Diagrams can also create false expectations. People see a triad and assume it's balanced. People see a V and assume the hinge has equal feelings for both partners. People see a complex network and assume everyone's equally connected.

The map shows connections. It doesn't show what those connections mean or how they're lived.

Know Your Position

Your position in a polycule shapes your experience. Hinges have different challenges than leaves. Being in a triad is different from being the fourth person added to someone else's triad.

Structure creates stress points and dependencies.
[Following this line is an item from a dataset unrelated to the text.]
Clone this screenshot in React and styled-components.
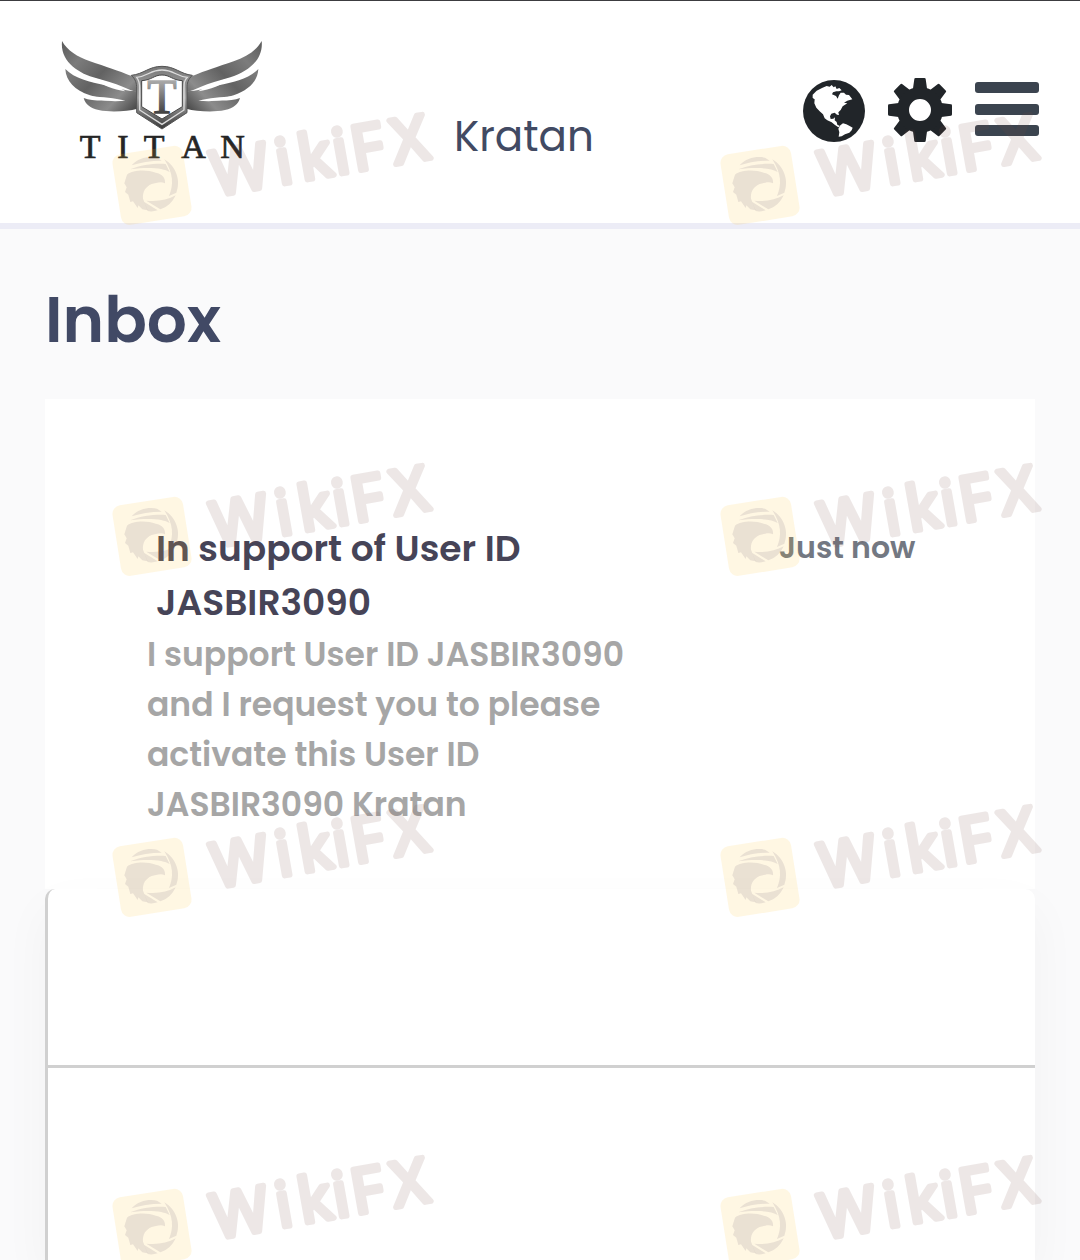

Knowing your structure helps you anticipate problems, understand where resources need to go, and see when your position is precarious.

Questions to ask yourself:

  • Am I a hinge or a leaf? (Connecting multiple relationships or attached to one person who has others?)
  • Is my position by choice or circumstance? (Did I want to be the hinge, or did it happen to me?)
  • What does my position require of me? (Time management, emotional regulation, communication skill?)
  • What does my position give me? (Community, variety, security, freedom?)
  • Is this sustainable long-term, or am I running on temporary energy?
  • If this structure collapsed tomorrow, would I be okay?

Know your structure. Know your position. Know what that position asks of you and what it gives you. Then decide if it's where you want to be.

And if your position isn't working—if you're a burned-out hinge, a neglected leaf, a third who's always expendable—you're allowed to renegotiate or leave. The polycule is a structure you inhabit, not a prison you're trapped in. Structure serves people, not the other way around.